Lanny Gumulya

Personal information
- Nationality: Indonesia
- Born: 13 November 1944 Surakarta, Japanese-occupied Dutch East Indies
- Died: 29 February 2024 (aged 79) Jakarta, Indonesia

Sport
- Country: Indonesia
- Sport: Diving
- Event(s): 3 m springboard 10 m platform

Medal record
Women's diving
Representing Indonesia
Asian Games
| Gold medal – first place | 1962 Jakarta | 3 m springboard |
| Bronze medal – third place | 1962 Jakarta | 10 m platform |
GANEFO
| Gold medal – first place | 1963 Jakarta | 3 m springboard |
| Bronze medal – third place | 1963 Jakarta | 10 m platform |

= Lanny Gumulya =

Indonesian diver and entrepreneur (1944–2024)

Lanny Gumulya Kartadinata (13 November 1944 – 29 February 2024) was an Indonesian diver and entrepreneur.

== Early life ==
Lanny was born of Chinese descent in Surakarta on 13 November 1944, with the name Goei Giok Lan. She had been interested in sports since she was a child. From 1953 to 1954, she took up swimming. At the age of 10, she was introduced to diving when an American diver came to Solo and showed his skills.
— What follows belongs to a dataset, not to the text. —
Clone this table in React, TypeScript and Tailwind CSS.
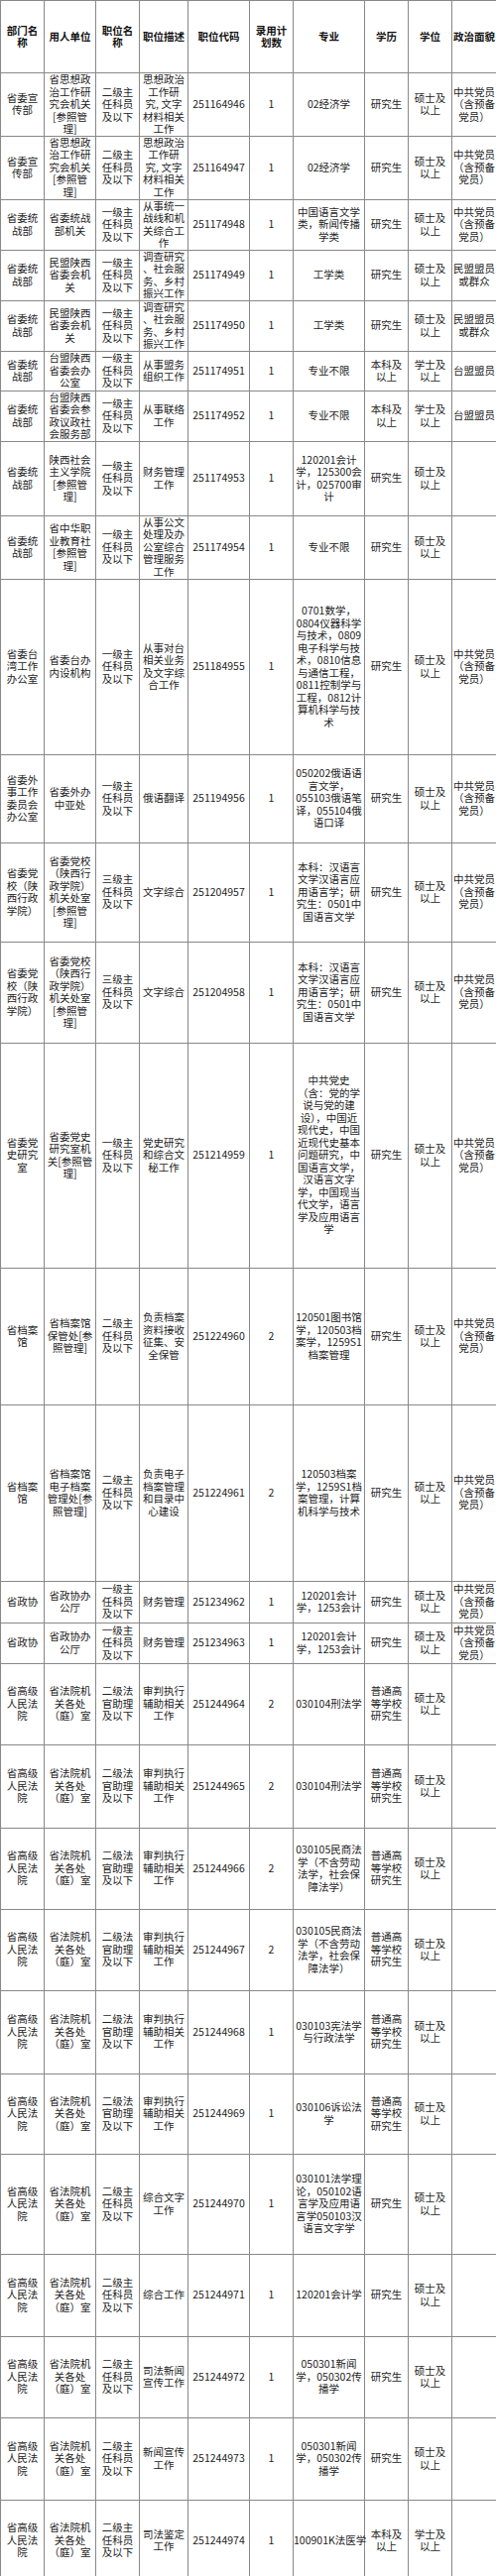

She attended junior high school in Bandung. During her junior high school years, she learned judo from Battling Ong and was able to reach the brown belt level.

== Career ==
In 1959, Lanny began her career in diving under the guidance of coach M. Jasin. During her training, Soekarno gave her the name Gumulya when he visited the training center in Bandung. In the 1961 National Sports Week in Bandung, she won a gold medal in the diving competition for the 3-meter board. Thanks to the gold medal she won at the National Sports Week, she underwent a national training camp for the Asian Games in the Philippines and Japan.

Lanny participated in the 1962 Asian Games in the diving event and won gold medals for the 3-meter board and the 10-meter platform. She also participated in the GANEFO and won gold medals for the 3-meter board and bronze for the 10-meter platform. She also planned to participate in the 1964 Summer Olympics in Tokyo. However, the plan failed because the Indonesian contingent withdrew from the Olympics.

== Post-diving career ==
In 1964, Lanny decided to retire from sports. She then continued her studies at the Faculty of Medicine of the University of Indonesia in 1966. She married Charlie Kartadinata in 1966. From her marriage, she had six children. She then moved to Malaga and founded a restaurant called "Mandarin." She then returned to Indonesia and ventured into the printing business in Palmerah. In 1981, she declined KONI's offer to become a coach.

Lanny carried the torch at the Gelora Bung Karno Stadium during the opening of the 2018 Asian Games. On her 78th birthday, Melanie Kartadinata released a biography of Lanny Gumulya as Lanny's birthday present.

Lanny died on 29 February 2024, at the age of 79. Her body was cremated on 4 March.